这是dnewcome在自定义 StreamReader 中的答案。它只是包装了一个真正的流阅读器并在读取字符时替换它们。
我只实施了一些方法来节省自己的时间。我将它与 XDocument.Load 和文件流结合使用,并且只调用了 Read(char[] buffer, int index, int count) 方法,所以它像这样工作。您可能需要实现其他方法才能使其适用于您的应用程序。我使用这种方法是因为它似乎比其他答案更有效。我也只实现了一个构造函数,你显然可以实现你需要的任何 StreamReader 构造函数,因为它只是一个传递。
我选择替换字符而不是删除它们,因为它大大简化了解决方案。这样,文本的长度保持不变,因此无需跟踪单独的索引。

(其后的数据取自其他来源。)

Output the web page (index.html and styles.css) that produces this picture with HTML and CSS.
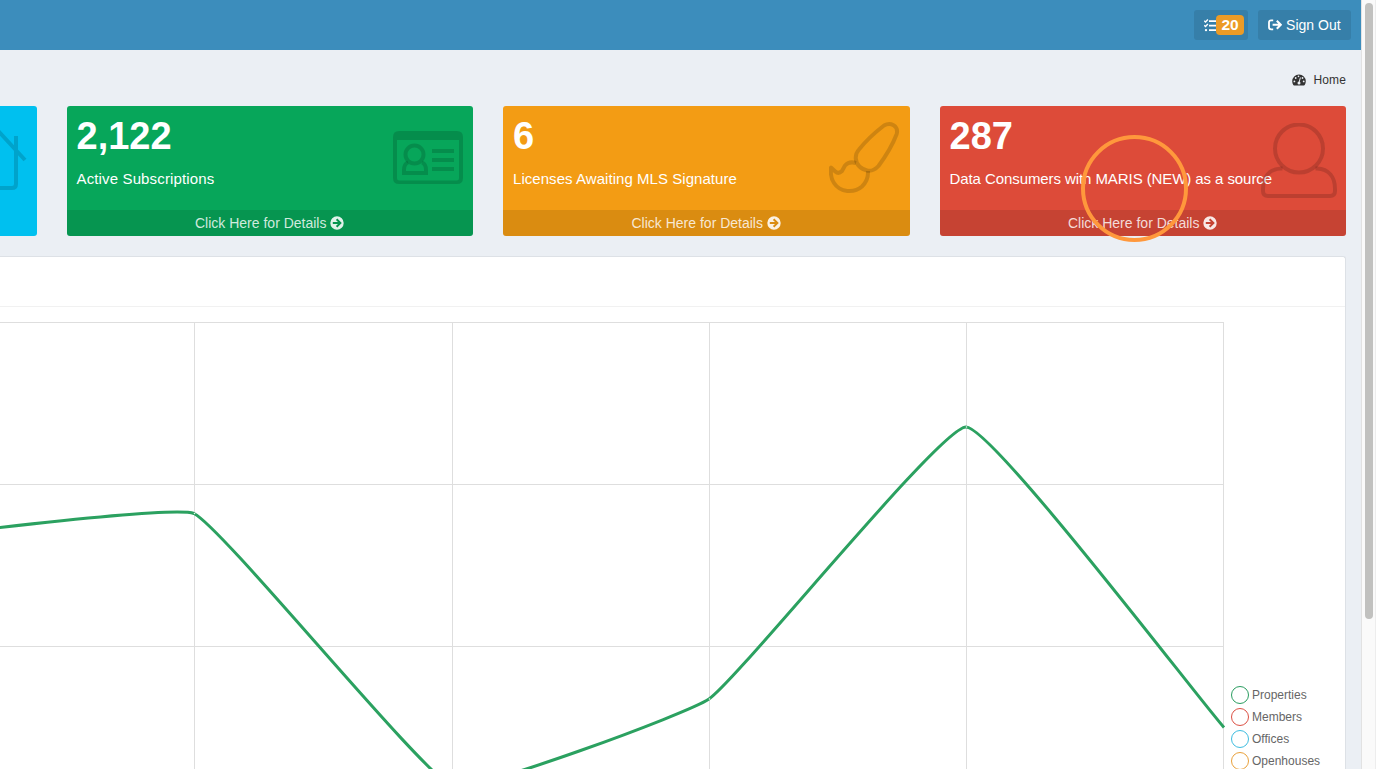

public class InvalidXmlCharacterReplacingStreamReader : TextReader
{
private StreamReader implementingStreamReader;
private char replacementCharacter;
public InvalidXmlCharacterReplacingStreamReader(Stream stream, char replacementCharacter)
{
implementingStreamReader = new StreamReader(stream);
this.replacementCharacter = replacementCharacter;
}
public override void Close()
{
implementingStreamReader.Close();
}
public override ObjRef CreateObjRef(Type requestedType)
{
return implementingStreamReader.CreateObjRef(requestedType);
}
public void Dispose()
{
implementingStreamReader.Dispose();
}
public override bool Equals(object obj)
{
return implementingStreamReader.Equals(obj);
}
public override int GetHashCode()
{
return implementingStreamReader.GetHashCode();
}
public override object InitializeLifetimeService()
{
return implementingStreamReader.InitializeLifetimeService();
}
public override int Peek()
{
int ch = implementingStreamReader.Peek();
if (ch != -1)
{
if (
(ch < 0x0020 || ch > 0xD7FF) &&
(ch < 0xE000 || ch > 0xFFFD) &&
ch != 0x0009 &&
ch != 0x000A &&
ch != 0x000D
)
{
return replacementCharacter;
}
}
return ch;
}
public override int Read()
{
int ch = implementingStreamReader.Read();
if (ch != -1)
{
if (
(ch < 0x0020 || ch > 0xD7FF) &&
(ch < 0xE000 || ch > 0xFFFD) &&
ch != 0x0009 &&
ch != 0x000A &&
ch != 0x000D
)
{
return replacementCharacter;
}
}
return ch;
}
public override int Read(char[] buffer, int index, int count)
{
int readCount = implementingStreamReader.Read(buffer, index, count);
for (int i = index; i < readCount+index; i++)
{
char ch = buffer[i];
if (
(ch < 0x0020 || ch > 0xD7FF) &&
(ch < 0xE000 || ch > 0xFFFD) &&
ch != 0x0009 &&
ch != 0x000A &&
ch != 0x000D
)
{
buffer[i] = replacementCharacter;
}
}
return readCount;
}
public override Task<int> ReadAsync(char[] buffer, int index, int count)
{
throw new NotImplementedException();
}
public override int ReadBlock(char[] buffer, int index, int count)
{
throw new NotImplementedException();
}
public override Task<int> ReadBlockAsync(char[] buffer, int index, int count)
{
throw new NotImplementedException();
}
public override string ReadLine()
{
throw new NotImplementedException();
}
public override Task<string> ReadLineAsync()
{
throw new NotImplementedException();
}
public override string ReadToEnd()
{
throw new NotImplementedException();
}
public override Task<string> ReadToEndAsync()
{
throw new NotImplementedException();
}
public override string ToString()
{
return implementingStreamReader.ToString();
}
}